Predicting the next word

Marco M M
August 8, 2015

Processing of database

For the development of this Project we had 3 databases from:

Twitter
Blogs
News

I selected 3% of these 3 databases for creating a matrix with trigram, bigrams, and the count of words. The packages used for this activity were: tm, Weka, Slam. The cleaning of the database eliminated stopwords because it improved the accuracy of the predictions (for the quizzes!).

How to predict

When you put a phrase on the desk I used a prediction algoritm based in a 3-gram model:

First the application clean your input (delete stopwords, punctuation)
If the input has 2 or more words (no stopwords), the prediction algorithm will look in the 3-gram.
If there are no 3-gram prediction, the algorithm continues looking in the 2-gram.
Finally, if the algorithm does not find the words in the 2-gram, it will predict the most frequent (s) words in the uni-gram

Example.

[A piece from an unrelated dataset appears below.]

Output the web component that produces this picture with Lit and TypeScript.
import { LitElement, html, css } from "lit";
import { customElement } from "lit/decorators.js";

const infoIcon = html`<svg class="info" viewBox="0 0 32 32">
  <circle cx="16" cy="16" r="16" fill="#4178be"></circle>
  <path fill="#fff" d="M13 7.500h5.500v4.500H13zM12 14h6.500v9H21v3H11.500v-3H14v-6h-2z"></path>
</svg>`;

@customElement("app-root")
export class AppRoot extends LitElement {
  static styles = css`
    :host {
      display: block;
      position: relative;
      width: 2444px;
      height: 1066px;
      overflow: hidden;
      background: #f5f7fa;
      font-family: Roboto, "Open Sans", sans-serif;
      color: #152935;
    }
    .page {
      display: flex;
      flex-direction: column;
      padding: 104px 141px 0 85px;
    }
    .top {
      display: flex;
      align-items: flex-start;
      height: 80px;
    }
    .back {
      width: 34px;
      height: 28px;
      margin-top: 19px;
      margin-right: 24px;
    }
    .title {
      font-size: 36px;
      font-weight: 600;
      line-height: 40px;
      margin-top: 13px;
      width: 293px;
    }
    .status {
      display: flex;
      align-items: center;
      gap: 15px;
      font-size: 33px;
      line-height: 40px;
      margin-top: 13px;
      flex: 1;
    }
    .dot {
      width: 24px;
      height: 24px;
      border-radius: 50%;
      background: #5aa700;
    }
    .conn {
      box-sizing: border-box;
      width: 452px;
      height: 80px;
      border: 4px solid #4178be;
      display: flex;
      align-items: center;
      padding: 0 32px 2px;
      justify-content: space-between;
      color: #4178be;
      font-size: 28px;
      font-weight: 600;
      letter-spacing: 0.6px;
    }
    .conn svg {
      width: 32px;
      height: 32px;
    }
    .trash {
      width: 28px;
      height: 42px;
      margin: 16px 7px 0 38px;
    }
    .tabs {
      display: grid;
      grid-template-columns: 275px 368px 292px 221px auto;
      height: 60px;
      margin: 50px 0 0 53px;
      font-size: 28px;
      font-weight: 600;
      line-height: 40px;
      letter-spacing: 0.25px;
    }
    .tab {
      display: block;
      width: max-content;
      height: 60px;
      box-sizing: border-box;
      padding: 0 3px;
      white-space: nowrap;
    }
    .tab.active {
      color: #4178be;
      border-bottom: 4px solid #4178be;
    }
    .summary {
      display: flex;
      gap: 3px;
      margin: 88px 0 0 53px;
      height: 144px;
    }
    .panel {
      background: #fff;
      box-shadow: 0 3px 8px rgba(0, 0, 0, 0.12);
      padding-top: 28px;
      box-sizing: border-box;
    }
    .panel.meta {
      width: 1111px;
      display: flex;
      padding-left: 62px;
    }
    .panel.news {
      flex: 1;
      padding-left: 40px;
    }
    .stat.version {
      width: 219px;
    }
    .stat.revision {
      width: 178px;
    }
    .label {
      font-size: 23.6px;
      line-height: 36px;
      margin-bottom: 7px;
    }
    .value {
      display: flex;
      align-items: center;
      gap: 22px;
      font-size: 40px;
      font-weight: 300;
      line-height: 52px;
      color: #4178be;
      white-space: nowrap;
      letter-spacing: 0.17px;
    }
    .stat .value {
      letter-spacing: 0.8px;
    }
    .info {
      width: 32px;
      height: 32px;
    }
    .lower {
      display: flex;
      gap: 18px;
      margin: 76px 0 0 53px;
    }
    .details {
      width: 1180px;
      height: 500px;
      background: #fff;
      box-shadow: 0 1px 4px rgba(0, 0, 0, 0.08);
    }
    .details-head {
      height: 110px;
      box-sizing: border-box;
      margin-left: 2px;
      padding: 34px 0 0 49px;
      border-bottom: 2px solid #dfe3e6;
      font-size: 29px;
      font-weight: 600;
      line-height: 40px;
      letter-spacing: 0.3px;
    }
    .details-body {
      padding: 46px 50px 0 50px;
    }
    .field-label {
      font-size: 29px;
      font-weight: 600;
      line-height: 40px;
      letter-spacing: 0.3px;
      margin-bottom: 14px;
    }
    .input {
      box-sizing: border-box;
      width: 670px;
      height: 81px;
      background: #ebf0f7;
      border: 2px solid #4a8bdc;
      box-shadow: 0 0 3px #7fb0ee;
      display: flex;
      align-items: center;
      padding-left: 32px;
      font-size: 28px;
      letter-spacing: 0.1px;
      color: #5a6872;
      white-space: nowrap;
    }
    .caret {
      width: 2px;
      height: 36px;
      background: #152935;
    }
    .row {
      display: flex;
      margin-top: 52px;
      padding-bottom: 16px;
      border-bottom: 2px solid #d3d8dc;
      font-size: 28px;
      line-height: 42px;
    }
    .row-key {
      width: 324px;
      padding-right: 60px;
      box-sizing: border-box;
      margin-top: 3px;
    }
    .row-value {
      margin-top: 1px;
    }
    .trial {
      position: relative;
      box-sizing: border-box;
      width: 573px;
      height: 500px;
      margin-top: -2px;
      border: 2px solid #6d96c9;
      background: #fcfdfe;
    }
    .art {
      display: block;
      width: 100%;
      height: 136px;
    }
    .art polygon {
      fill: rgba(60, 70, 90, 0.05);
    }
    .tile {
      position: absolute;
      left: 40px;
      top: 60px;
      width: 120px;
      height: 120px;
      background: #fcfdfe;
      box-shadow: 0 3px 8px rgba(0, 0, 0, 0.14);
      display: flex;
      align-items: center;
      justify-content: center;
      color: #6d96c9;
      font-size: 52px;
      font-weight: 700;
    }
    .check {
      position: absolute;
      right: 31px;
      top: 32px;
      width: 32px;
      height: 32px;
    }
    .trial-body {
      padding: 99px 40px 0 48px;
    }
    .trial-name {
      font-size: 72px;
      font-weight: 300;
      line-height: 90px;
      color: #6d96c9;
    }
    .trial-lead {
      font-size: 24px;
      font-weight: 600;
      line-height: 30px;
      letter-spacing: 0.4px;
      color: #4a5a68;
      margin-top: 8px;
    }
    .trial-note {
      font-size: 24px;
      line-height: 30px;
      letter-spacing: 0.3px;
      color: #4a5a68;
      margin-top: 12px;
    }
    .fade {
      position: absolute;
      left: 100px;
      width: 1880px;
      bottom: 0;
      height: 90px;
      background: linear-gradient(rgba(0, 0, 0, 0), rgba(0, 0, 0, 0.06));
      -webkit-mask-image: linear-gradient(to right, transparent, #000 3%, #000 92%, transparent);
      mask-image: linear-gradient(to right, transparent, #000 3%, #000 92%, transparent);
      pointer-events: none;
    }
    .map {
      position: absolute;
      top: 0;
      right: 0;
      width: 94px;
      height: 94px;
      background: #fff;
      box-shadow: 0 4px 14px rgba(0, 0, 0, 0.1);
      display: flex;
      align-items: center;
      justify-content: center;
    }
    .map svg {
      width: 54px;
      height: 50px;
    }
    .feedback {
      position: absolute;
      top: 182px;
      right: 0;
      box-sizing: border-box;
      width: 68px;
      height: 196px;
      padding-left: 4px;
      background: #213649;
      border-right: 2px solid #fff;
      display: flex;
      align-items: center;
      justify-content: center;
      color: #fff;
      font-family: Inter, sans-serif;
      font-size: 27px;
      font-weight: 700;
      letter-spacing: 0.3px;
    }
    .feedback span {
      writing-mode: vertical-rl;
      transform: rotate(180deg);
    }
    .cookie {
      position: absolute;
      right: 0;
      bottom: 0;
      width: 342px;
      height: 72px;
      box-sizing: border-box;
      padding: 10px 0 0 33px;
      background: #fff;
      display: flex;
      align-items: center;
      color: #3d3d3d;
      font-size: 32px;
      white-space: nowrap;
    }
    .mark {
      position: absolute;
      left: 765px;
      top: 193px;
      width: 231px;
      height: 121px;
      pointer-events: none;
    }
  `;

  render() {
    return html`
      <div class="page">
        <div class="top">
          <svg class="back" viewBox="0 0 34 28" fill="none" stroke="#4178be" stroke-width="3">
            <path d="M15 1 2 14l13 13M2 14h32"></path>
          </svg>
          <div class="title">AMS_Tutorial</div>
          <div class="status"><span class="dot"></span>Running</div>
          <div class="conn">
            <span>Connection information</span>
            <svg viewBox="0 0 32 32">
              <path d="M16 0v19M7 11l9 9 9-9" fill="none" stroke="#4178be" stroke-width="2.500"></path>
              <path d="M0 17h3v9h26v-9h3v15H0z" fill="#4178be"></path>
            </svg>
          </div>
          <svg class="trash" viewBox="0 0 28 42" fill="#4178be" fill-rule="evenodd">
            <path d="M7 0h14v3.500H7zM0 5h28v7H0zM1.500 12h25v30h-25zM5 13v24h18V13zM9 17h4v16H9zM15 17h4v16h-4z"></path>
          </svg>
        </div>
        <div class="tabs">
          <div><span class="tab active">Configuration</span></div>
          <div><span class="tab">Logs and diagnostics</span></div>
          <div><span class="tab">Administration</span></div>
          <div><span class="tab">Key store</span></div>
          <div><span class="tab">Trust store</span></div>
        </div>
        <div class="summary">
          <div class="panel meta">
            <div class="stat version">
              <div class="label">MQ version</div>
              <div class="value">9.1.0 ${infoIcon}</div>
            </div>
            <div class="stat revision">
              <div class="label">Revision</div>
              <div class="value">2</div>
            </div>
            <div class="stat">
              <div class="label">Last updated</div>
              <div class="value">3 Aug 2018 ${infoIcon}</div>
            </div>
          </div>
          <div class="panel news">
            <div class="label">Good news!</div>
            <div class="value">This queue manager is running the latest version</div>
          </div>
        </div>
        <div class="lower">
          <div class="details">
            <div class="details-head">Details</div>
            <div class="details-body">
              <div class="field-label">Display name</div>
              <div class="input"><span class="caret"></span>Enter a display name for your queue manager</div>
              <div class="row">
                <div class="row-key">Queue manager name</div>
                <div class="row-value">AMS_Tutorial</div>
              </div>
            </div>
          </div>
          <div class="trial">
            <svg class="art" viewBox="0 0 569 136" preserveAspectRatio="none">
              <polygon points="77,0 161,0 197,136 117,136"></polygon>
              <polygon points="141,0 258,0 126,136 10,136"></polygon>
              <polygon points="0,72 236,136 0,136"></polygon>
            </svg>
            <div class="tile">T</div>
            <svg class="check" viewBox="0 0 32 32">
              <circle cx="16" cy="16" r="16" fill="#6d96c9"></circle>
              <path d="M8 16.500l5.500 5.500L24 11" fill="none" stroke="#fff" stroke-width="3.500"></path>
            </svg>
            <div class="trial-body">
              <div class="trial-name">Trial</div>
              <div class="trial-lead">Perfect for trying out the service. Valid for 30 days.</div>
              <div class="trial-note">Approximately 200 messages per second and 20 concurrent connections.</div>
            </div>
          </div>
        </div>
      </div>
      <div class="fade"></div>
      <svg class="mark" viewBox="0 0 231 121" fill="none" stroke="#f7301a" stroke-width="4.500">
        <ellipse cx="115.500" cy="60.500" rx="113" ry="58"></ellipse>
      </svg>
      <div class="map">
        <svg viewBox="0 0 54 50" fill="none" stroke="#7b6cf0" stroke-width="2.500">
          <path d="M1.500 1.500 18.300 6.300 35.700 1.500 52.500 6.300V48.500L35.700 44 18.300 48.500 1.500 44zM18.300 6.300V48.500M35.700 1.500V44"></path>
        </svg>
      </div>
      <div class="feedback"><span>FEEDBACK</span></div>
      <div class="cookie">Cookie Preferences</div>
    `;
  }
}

How does it work?

alt text
I put the phrase from twitter: When you meet someone (line 2 from the twitter archive), and pressed submit. And this algorithm predicted well the next word (with 3-grams)¡¡¡ Moreover, the app tells you which data frame was used for prediction: 3-gram, 2-gram or unigram.

Conclusions and learning¡¡¡

With R we can make a prediction model an publish it with slidify: https://marcomtzmtz.shinyapps.io/AppfinalCapstone
Problems during the process were the size of the database (that I improved cleaning it)